What to do -
Find the string "React" in the entries and copy each line that has it.

Data excerpts -
--------------------------------------------------
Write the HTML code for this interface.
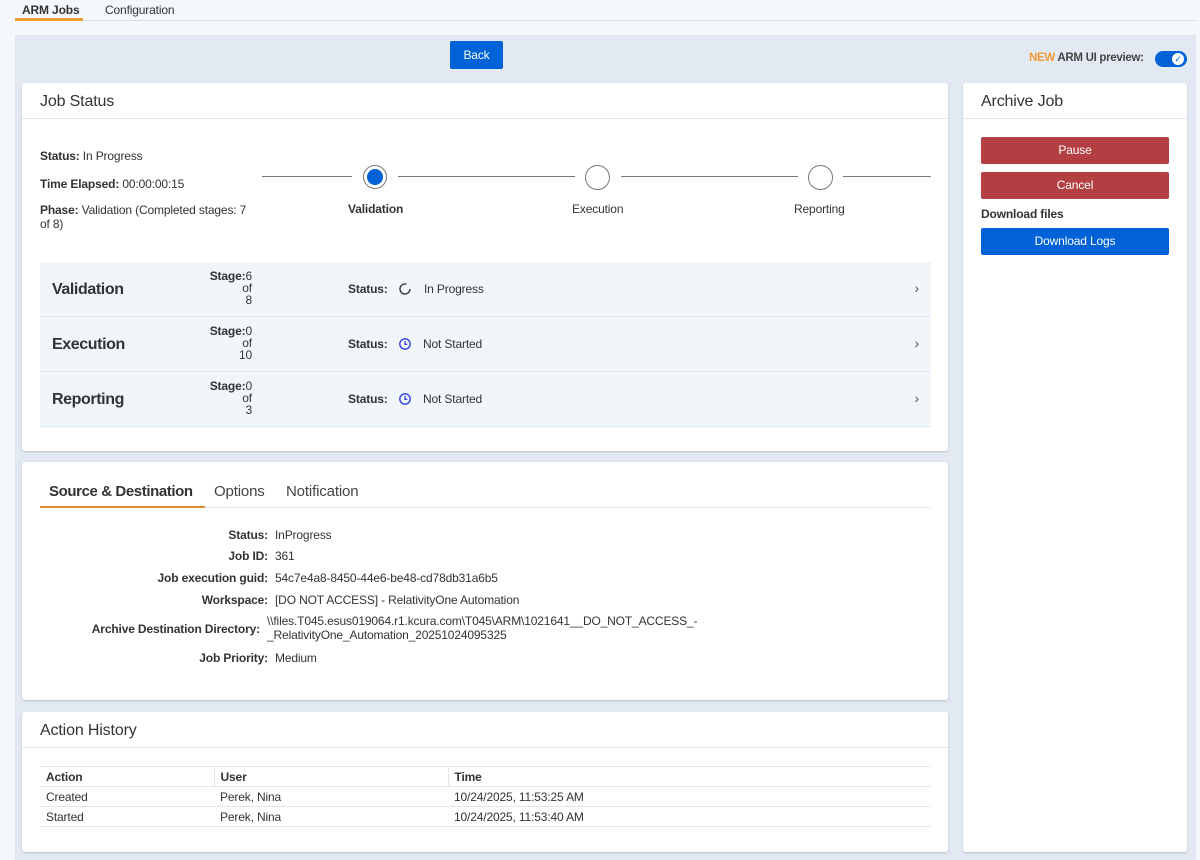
--------------------------------------------------
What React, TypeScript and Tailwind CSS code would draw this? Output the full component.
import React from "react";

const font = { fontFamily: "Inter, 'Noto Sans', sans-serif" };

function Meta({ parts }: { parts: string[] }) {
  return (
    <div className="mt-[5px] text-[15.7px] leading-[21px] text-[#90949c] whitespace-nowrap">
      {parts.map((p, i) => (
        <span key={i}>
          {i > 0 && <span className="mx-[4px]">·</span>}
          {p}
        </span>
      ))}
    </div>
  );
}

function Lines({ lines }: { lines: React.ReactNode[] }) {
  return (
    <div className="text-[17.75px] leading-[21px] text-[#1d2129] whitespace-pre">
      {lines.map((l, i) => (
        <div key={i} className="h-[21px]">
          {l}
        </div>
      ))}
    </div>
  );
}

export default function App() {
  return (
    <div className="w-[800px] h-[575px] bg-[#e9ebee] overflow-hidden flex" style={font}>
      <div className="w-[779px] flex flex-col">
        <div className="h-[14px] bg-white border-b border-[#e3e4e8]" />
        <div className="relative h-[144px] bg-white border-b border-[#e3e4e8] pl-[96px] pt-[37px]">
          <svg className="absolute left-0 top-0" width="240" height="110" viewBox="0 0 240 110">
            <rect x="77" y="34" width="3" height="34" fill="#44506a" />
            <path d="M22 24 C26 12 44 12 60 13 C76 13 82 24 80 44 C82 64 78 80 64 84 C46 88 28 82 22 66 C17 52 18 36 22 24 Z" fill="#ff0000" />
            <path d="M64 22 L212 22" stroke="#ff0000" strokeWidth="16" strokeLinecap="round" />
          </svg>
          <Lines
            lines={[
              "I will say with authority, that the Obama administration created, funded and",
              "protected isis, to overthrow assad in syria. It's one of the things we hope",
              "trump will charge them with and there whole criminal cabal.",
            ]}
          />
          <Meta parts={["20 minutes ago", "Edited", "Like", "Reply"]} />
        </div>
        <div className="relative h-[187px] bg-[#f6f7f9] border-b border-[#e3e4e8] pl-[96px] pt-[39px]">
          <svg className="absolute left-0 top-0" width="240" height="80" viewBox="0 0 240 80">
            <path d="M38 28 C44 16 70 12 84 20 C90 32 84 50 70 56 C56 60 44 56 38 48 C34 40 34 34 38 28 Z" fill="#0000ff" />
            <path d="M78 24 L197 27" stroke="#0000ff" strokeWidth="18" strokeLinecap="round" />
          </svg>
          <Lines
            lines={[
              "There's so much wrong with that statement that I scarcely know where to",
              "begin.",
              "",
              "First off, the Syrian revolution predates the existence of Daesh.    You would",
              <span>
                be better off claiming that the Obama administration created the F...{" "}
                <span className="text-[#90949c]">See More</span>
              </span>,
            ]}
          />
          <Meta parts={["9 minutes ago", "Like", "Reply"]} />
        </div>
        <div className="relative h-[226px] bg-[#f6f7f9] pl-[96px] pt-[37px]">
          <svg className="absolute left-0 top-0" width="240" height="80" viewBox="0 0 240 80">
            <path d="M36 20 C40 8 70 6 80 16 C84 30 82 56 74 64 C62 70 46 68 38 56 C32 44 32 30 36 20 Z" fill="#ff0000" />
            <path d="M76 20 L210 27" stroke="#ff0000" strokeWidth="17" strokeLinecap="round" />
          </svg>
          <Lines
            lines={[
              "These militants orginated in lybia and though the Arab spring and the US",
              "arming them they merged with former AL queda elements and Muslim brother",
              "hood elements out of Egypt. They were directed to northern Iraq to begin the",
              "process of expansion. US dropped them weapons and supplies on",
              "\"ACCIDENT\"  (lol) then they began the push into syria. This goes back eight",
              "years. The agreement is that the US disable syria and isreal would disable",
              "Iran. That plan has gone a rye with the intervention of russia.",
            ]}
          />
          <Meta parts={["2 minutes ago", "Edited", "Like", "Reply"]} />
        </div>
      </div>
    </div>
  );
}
--------------------------------------------------
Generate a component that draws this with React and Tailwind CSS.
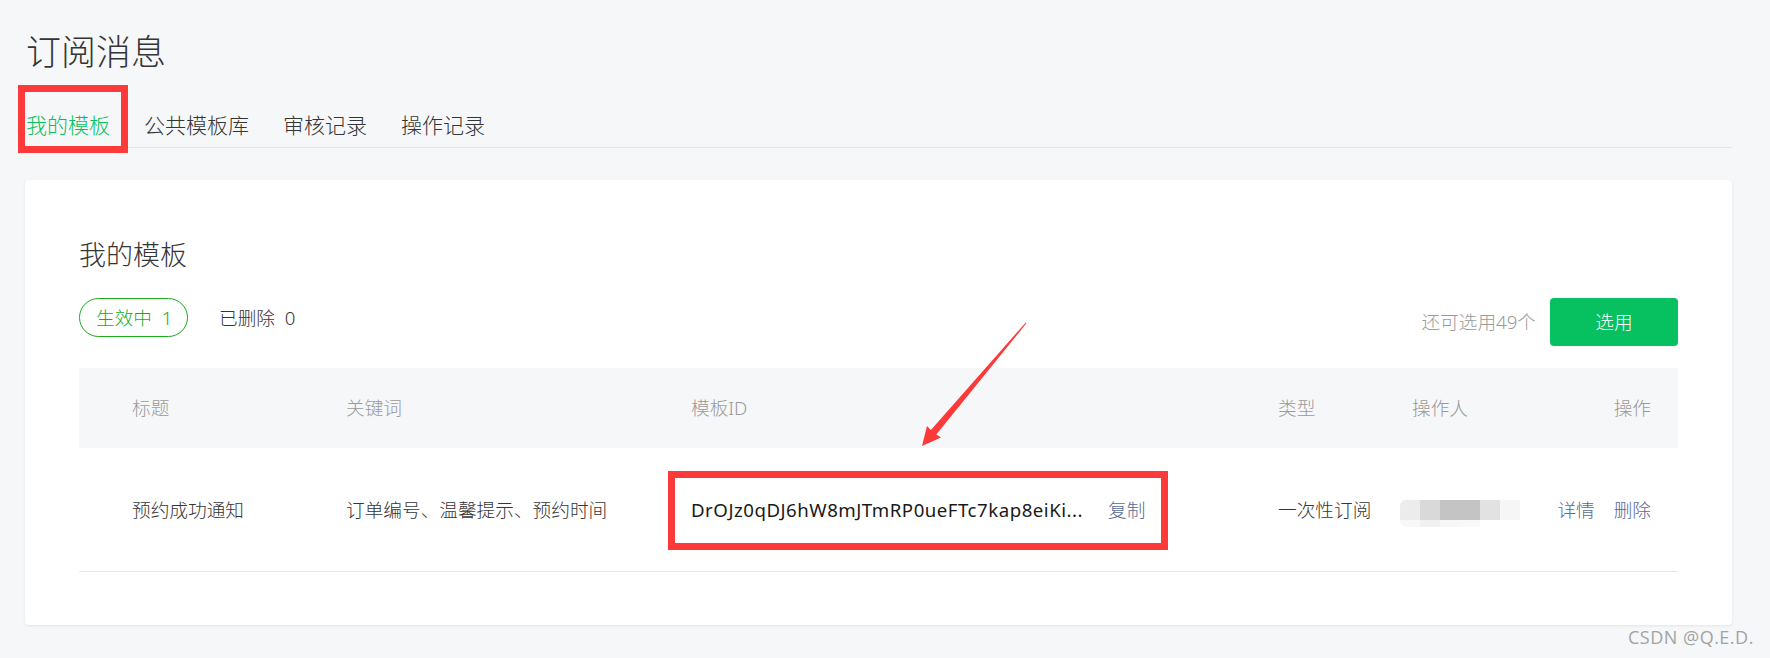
--------------------------------------------------
Finished task -
What React, TypeScript and Tailwind CSS code would draw this? Output the full component.
import React from "react";
function Lines({ lines }: { lines: React.ReactNode[] }) {
Generate a component that draws this with React and Tailwind CSS.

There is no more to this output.